Fonterra's farmers will vote next week on a raft of changes to the way the co-operative is governed, including reducing the board's size to 11 from 13 members, and indications are that it will be a close run thing.
A special meeting in Hamilton on June 10 will consider the changes, which will include a shift in emphasis from outright voting for candidates to one of ratification of candidates put up by a selection panel. It will also mean removal of the current single transferable vote system (STV).
It was clear from Fonterra's annual meeting last year that there was an appetite for change, but farmers who attended 400 or so meetings nationwide to discuss the changes, are taking a cautious approach to what has been put before them.
"I think that it will be an extremely close run thing, and I think it will be a high hurdle to jump through, to be blunt," said Federated Farmers dairy chairman Andrew Hoggard.
He said the shift in emphasis from one of voting for candidates to one of ratification of a pre-selected candidates was at the centre of farmer concerns. "It's gone from a vote in the traditional sense to a ratification vote, so that is what has got people upset," Hoggard said.
"There are a lot of people that like the fact they get to choose the candidates," he said. "It will be bloody close and I would not like to guess which way it goes, but I don't think that it's a given that it will pass."
As it stands, a candidate can get on the board with 25 per cent support, whereas the new system means candidates will need to achieve 50 per cent support.
In response to farmer feedback, the initial proposal of six farmer directors has been increased to seven, the remainder being four independent directors.
Members of an independent panel formed to look into proposed changes to Fonterra's governance had differing views over aspects the proposals, but were unanimous in their endorsement of the entire package, said the panel's chairman Chris Moller.
He acknowledged that this voting element of the proposed changes had caused some controversy.
"There is a bit of a view out there this is somehow anti-co-operative ... I still believe that a yes/no vote is entirely democratic," he said.
Moller, a previous senior executive of the New Zealand Dairy Board and an inaugural deputy chief executive of Fonterra, is a former chief executive of the NZ Rugby Union and chairman of New Zealand Cricket.
Other members of the panel are Dame Therese Walsh, who is a director of ASB Bank, NZX and TVNZ, and co-operative experts Dr Adrie Zwanenberg from the Netherlands and Dr Michael Cook from the United States.
Moller said the New Zealand members of the panel favoured a smaller board while the foreign members favoured a bigger board, but that the proposals, overall, had the panel's support.
"It is a process that will, in my view, get the best people for the job of being directors of Fonterra," Moller told the Herald.
"The current process - the Candidate Assessment Panel - which I have sat on in the past, is, in our view, not working well.
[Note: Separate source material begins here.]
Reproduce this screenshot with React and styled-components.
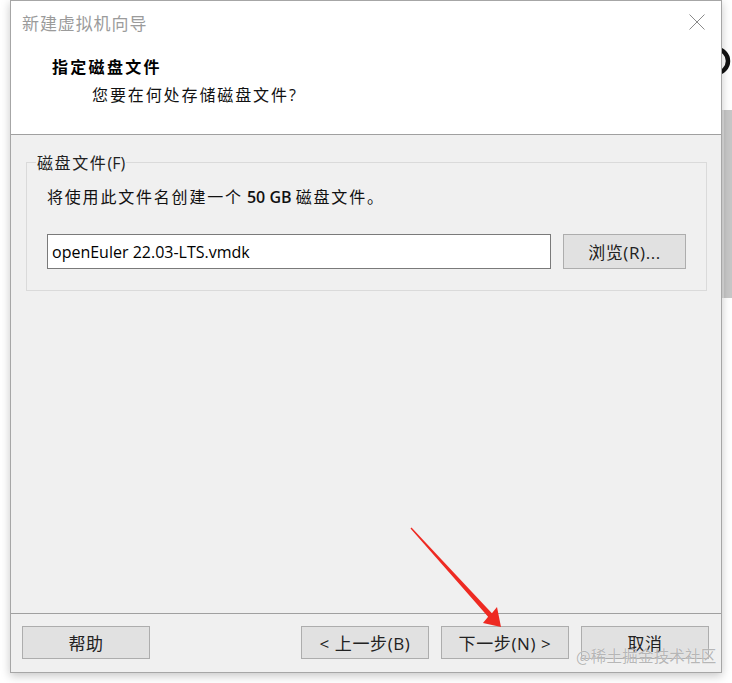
import React from "react";
import styled, { createGlobalStyle } from "styled-components";

const GlobalStyle = createGlobalStyle`
  html, body {
    margin: 0;
    padding: 0;
    background: #ffffff;
  }
  body {
    font-family: "Open Sans", "Noto Sans CJK SC", sans-serif;
  }
`;

const Page = styled.div`
  position: relative;
  display: flex;
  width: 732px;
  height: 683px;
  padding-left: 10px;
  box-sizing: border-box;
  overflow: hidden;
  background: #ffffff;
`;

const Dialog = styled.div`
  position: relative;
  z-index: 1;
  width: 712px;
  height: 673px;
  box-sizing: border-box;
  border: 1px solid #a6a6a6;
  display: flex;
  flex-direction: column;
  background: #f0f0f0;
  box-shadow: 0 3px 9px rgba(0, 0, 0, 0.22);
`;

const Header = styled.div`
  height: 133px;
  background: #ffffff;
  border-bottom: 1px solid #a0a0a0;
`;

const TitleBar = styled.div`
  height: 42px;
  display: flex;
  align-items: center;
  justify-content: space-between;
  padding: 0 16px 0 11px;
`;

const WindowTitle = styled.span`
  font-size: 17px;
  letter-spacing: 0.9px;
  color: #9b9b9b;
  font-family: "Noto Sans CJK SC", sans-serif;
`;

const Heading = styled.div`
  margin: 11px 0 0 41px;
  line-height: 24px;
  font-size: 16px;
  font-weight: bold;
  letter-spacing: 2.3px;
  color: #000;
  font-family: "Noto Sans CJK SC", sans-serif;
`;

const SubHeading = styled.div`
  margin: 4px 0 0 81px;
  line-height: 24px;
  font-size: 16px;
  letter-spacing: 1.9px;
  color: #111;
  font-family: "Noto Sans CJK SC", sans-serif;
`;

const Body = styled.div`
  flex: 1;
  padding: 15px 15px 0 15px;
`;

const GroupBox = styled.fieldset`
  margin: 0;
  padding: 0 20px 21px 20px;
  border: 1px solid #dadada;
  width: 680px;
  box-sizing: border-box;
`;

const Legend = styled.legend`
  margin-left: -11px;
  padding: 0 1px;
  line-height: 24px;
  font-size: 16px;
  letter-spacing: 1.6px;
  color: #222;
  font-family: "Noto Sans CJK SC", sans-serif;
`;

const Latin = styled.span`
  font-family: "Open Sans", sans-serif;
  letter-spacing: 0;
  font-weight: ${(p) => (p.bold ? 600 : 400)};
`;

const Info = styled.div`
  margin-top: 9px;
  line-height: 24px;
  font-size: 16px;
  letter-spacing: 1.8px;
  color: #111;
  font-family: "Noto Sans CJK SC", sans-serif;
`;

const FileRow = styled.div`
  margin-top: 25px;
  display: flex;
  gap: 12px;
`;

const FileInput = styled.div`
  width: 504px;
  height: 35px;
  box-sizing: border-box;
  border: 1px solid #7a7a7a;
  background: #ffffff;
  display: flex;
  align-items: center;
  padding-left: 4px;
  font-size: 16px;
  color: #000;
  font-family: "Open Sans", sans-serif;
`;

const Button = styled.div`
  width: ${(p) => p.w || 128}px;
  height: ${(p) => p.h || 33}px;
  box-sizing: border-box;
  border: 1px solid #adadad;
  background: #e1e1e1;
  display: flex;
  align-items: center;
  justify-content: center;
  font-size: 17px;
  letter-spacing: 0.6px;
  color: #222;
  font-family: "Open Sans", "Noto Sans CJK SC", sans-serif;
`;

const Footer = styled.div`
  border-top: 1px solid #a0a0a0;
  padding: 12px 12px 13px 11px;
  display: flex;
  align-items: center;
`;

const Spacer = styled.div`
  flex: 1;
`;

const NavGroup = styled.div`
  display: flex;
  gap: 12px;
`;

const Side = styled.div`
  flex: 1;
  display: flex;
  flex-direction: column;
`;

const SideTop = styled.div`
  height: 110px;
  background: #ffffff;
`;

const SideBand = styled.div`
  height: 188px;
  background: #c7c7c7;
  border-left: 2px solid #dcdcdc;
`;

const SideRest = styled.div`
  flex: 1;
  background: #ffffff;
`;

const Watermark = styled.div`
  position: absolute;
  z-index: 3;
  left: 576px;
  top: 644px;
  font-size: 15.5px;
  letter-spacing: 0.2px;
  color: rgba(160, 160, 160, 0.75);
  font-family: "Noto Sans CJK SC", sans-serif;
  text-shadow: 0 0 1px rgba(255, 255, 255, 0.9);
`;

const ArrowLayer = styled.svg`
  position: absolute;
  z-index: 2;
  left: 0;
  top: 0;
  pointer-events: none;
`;

function CloseIcon() {
  return (
    <svg width="16" height="16" viewBox="0 0 16 16">
      <path d="M0.5 0.5 L15.5 15.5 M15.5 0.5 L0.5 15.5" stroke="#8a8a8a" strokeWidth="1" fill="none" />
    </svg>
  );
}

function BackgroundRing() {
  return (
    <svg width="12" height="110" viewBox="0 0 12 110">
      <circle cx="-6" cy="61" r="12" stroke="#111" strokeWidth="4.5" fill="none" />
    </svg>
  );
}

export default function App() {
  return (
    <>
      <GlobalStyle />
      <Page>
        <Dialog>
          <Header>
            <TitleBar>
              <WindowTitle>新建虚拟机向导</WindowTitle>
              <CloseIcon />
            </TitleBar>
            <Heading>指定磁盘文件</Heading>
            <SubHeading>
              您要在何处存储磁盘文件<Latin>?</Latin>
            </SubHeading>
          </Header>
          <Body>
            <GroupBox>
              <Legend>
                磁盘文件<Latin>(F)</Latin>
              </Legend>
              <Info>
                将使用此文件名创建一个<Latin bold> 50 GB </Latin>磁盘文件。
              </Info>
              <FileRow>
                <FileInput>openEuler 22.03-LTS.vmdk</FileInput>
                <Button w={123} h={35}>浏览(R)...</Button>
              </FileRow>
            </GroupBox>
          </Body>
          <Footer>
            <Button>帮助</Button>
            <Spacer />
            <NavGroup>
              <Button>&lt; 上一步(B)</Button>
              <Button>下一步(N) &gt;</Button>
              <Button>取消</Button>
            </NavGroup>
          </Footer>
        </Dialog>
        <Side>
          <SideTop>
            <BackgroundRing />
          </SideTop>
          <SideBand />
          <SideRest />
        </Side>
        <ArrowLayer width="732" height="683" viewBox="0 0 732 683">
          <polygon
            points="410.5,528.5 488.1,616.7 483,623 501,627 497,607 491.9,613.3 411.5,527.5"
            fill="#ee2a22"
          />
        </ArrowLayer>
        <Watermark>@稀土掘金技术社区</Watermark>
      </Page>
    </>
  );
}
It's not getting as good a people as a company the size of Fonterra needs to get."
Moller said that with so much at stake at Fonterra - a company responsible for about 20 per cent of New Zealand's export receipts - "they need the best possible people to be on the board".
He said the current system lacked confidentiality for candidates, which had acted as a disincentive for potential candidates to put their names forward.
Moller said there was "no silver bullet" on the question of board numbers.
"But in my view, this is a good step in the right direction."